Below is a listing. Gather each line of it that contains "index".
Start
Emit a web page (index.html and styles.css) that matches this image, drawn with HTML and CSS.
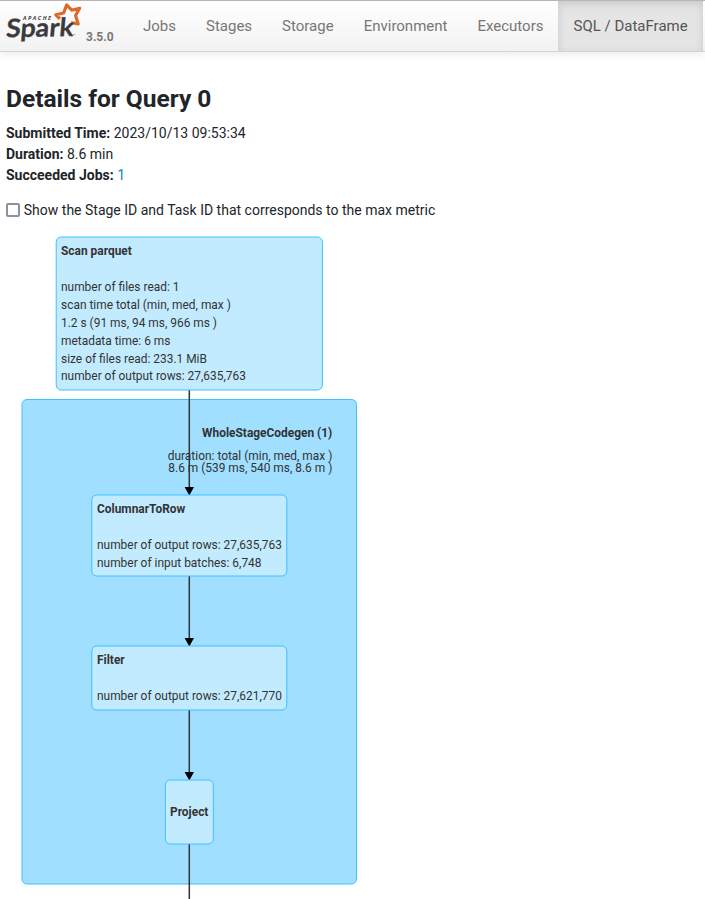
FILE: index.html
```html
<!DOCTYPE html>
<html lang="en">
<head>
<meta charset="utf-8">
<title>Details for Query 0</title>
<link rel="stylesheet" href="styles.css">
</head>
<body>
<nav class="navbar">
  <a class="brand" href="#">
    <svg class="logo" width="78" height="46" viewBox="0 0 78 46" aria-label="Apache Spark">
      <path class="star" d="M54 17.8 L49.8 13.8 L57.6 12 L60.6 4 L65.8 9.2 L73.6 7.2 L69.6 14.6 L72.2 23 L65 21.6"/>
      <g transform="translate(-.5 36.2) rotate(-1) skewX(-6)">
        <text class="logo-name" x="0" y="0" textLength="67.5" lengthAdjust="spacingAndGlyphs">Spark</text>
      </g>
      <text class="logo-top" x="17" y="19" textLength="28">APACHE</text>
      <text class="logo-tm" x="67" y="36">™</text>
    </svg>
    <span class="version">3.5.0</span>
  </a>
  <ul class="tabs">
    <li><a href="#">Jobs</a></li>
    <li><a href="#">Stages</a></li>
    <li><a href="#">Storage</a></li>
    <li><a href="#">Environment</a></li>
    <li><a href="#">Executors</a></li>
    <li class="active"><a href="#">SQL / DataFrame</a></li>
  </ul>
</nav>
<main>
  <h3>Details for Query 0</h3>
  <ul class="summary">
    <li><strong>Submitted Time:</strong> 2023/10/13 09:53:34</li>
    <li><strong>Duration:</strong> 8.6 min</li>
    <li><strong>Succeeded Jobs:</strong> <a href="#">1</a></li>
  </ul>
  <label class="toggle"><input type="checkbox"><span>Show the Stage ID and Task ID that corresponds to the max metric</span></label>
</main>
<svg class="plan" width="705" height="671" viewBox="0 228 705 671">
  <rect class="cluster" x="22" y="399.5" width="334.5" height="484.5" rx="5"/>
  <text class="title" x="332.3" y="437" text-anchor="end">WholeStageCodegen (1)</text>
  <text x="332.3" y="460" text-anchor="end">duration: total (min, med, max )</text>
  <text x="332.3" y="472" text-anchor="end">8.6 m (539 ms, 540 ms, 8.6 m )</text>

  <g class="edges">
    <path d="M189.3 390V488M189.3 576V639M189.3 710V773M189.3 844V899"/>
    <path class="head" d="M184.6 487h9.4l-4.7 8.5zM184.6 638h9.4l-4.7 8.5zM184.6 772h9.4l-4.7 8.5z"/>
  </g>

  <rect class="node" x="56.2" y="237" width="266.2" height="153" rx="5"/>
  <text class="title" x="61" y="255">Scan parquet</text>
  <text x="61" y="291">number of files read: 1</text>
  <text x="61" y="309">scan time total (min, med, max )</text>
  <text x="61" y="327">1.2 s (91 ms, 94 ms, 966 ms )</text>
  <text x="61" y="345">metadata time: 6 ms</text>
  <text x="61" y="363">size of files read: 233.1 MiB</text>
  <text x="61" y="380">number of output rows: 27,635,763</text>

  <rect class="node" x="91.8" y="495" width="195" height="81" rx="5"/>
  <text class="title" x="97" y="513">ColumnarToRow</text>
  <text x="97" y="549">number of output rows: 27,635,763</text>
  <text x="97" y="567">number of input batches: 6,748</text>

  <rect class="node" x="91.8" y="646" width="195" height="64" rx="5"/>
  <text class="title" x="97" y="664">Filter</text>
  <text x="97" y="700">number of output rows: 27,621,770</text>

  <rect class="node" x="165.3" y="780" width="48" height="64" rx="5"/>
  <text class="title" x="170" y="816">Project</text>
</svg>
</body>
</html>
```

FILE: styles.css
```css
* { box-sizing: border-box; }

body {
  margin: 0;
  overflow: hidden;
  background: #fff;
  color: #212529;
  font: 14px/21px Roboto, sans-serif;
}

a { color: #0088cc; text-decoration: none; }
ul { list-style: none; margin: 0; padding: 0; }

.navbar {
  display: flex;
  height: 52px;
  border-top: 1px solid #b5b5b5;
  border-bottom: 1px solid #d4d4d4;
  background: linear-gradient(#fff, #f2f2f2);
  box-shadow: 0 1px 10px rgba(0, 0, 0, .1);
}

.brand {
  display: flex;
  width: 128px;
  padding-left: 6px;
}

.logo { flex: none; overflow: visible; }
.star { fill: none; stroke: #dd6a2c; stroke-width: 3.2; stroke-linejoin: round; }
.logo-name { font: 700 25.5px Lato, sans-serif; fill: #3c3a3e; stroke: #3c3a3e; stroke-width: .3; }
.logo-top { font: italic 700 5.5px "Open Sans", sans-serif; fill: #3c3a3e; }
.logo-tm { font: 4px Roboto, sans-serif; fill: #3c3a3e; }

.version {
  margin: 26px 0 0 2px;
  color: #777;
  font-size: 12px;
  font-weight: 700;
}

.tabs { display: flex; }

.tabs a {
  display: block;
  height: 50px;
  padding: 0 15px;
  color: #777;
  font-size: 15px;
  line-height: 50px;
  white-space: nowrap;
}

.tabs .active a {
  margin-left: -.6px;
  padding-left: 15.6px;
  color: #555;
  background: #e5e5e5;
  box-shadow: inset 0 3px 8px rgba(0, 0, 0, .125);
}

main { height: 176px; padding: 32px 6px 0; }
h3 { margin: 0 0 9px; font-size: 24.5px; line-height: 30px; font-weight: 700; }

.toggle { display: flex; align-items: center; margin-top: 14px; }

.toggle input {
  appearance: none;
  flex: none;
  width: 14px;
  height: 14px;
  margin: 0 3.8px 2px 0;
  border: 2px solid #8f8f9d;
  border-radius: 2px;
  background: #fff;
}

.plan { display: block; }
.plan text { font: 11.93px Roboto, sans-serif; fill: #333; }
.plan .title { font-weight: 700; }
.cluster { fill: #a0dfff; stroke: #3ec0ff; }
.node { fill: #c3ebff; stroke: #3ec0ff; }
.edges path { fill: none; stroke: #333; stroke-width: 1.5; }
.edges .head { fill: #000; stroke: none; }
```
End
THE ANSWER:
Emit a web page (index.html and styles.css) that matches this image, drawn with HTML and CSS.
FILE: index.html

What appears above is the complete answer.